Both parks are beautiful. There are several deer living in Marie Curtis and the adjoining Arsenal lands. I saw them once at the foot of Dixie Rd, and I’ve talked to others who have seen them several times west of Etobicoke Creek. Marie Curtis Park, however, has the distinction of being a popular gay cruising spot, which has detracted from it’s draw as a family park. Hardly anyone wants to stumble into what an old friend of mine used to call friggery in the twiggery while out for an evening walk.  There’s been some condo development near-by and in general I think there has been some pressure on the City to try to make Marie Curtis a park for everyone by making it a less attractive place for people to meet and have more or less public sex. The other challenge for the City is discouraging the nesting Canada Geese. It may be equally difficult to discourage the geese and the public sex.

So the City has come up with a plan that has just been unveiled. It looks fairly comprehensive. It even includes a dog park, a second for our area. The City is going to spend $8 million on the place. My only worry is the deer. In the short term, I think they’ll be OK on the Arsenal lands property, but eventually that will get developed too. Then where will they go?


  1. s allan

    I’d like to see a breakdown of cost on the boardwalk (that goes to nowhere) and it’s still not finished ! I’d sign up for the goose chase>

  2. Hi. I think the Northern White Tailed Deer that use Marie Curtis Park and the surrounding area will have no problem. The disadvantage for the Northern White Tailed Deer is that a lot of developement will take place around Lakeshore Boulevard. The advantage for the Northern White Tailed Deer is that many shrubs and trees have been planted at Marie Curtis Park. More shrubs and trees will be planted as well as a wetland which will be created at Marie Curtis Park West. According to the plan, the large forest at Marie Curtis Park West and the surrounding area will be even bigger by planting more shrubs and trees. The Northern White Tailed Deer have benefited from the newly planted shrubs and trees, and will continue to benefit from the proposal of a lot more shrubs, trees, and other naturalization projects too come.

  3. Salvelinas Fontinalis

    Dont worry about the deer. They are one of the most destructive animals on the planet and I have every confidence that they will eventually find a way to join the herd that devastates my gardens every year. People feel badly when humans encroach on what they perceive as nature and wildlife but the truth is that people are breeding like rabbits and we have to stick them somewhere. I figure there are roughly 5 – 6 billion more people than the planet can reasonably support and that number increases each hour.

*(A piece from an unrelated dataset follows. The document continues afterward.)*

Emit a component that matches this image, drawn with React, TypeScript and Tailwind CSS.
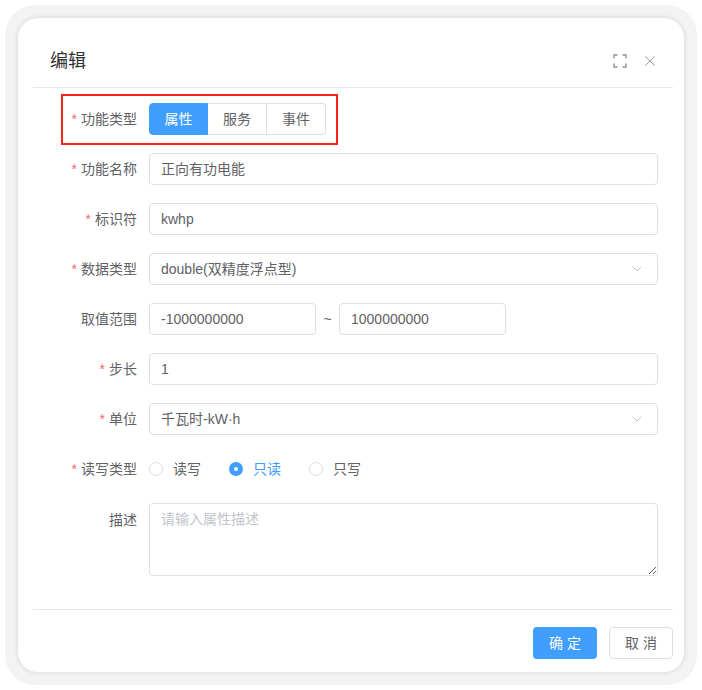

    The friggery in the twiggery problem should be pretty easy to fix. If you know it is there then it is safe to assume that the police also know it is happening and are ignoring it. Shouldnt take much public pressure to get them to stop ignoring the issue. The geese would be a much bigger problem. The geese are there because they like the habitat – food, water, predator free open spaces -. To permanently discourage the geese you have to change the habitat so that they no longer find it attractive. Geese can be chased away (I have a professional goose chasing dog and for a very large sum of money I could come down and chase them off). Better is to have a professional oil their eggs in an attempt to slow their breeding. This can be effective but really, wildlife expands to fit habitat available and geese from some other area would soon move in. Short term, 50 guys with shotguns and a whole row of BBQ’s is as good a plan as any I think. Long term you need to change the habitat to discourage them.

    By the way… is your Mayor ok with spending $8 million on a park?

  4. It’s always a fine line to straddle. Developments of any kind, particularly in a nature area, do have big impacts on the resident wildlife. And in a city as large as Toronto, I don’t imagine there are a lot of options for the deer.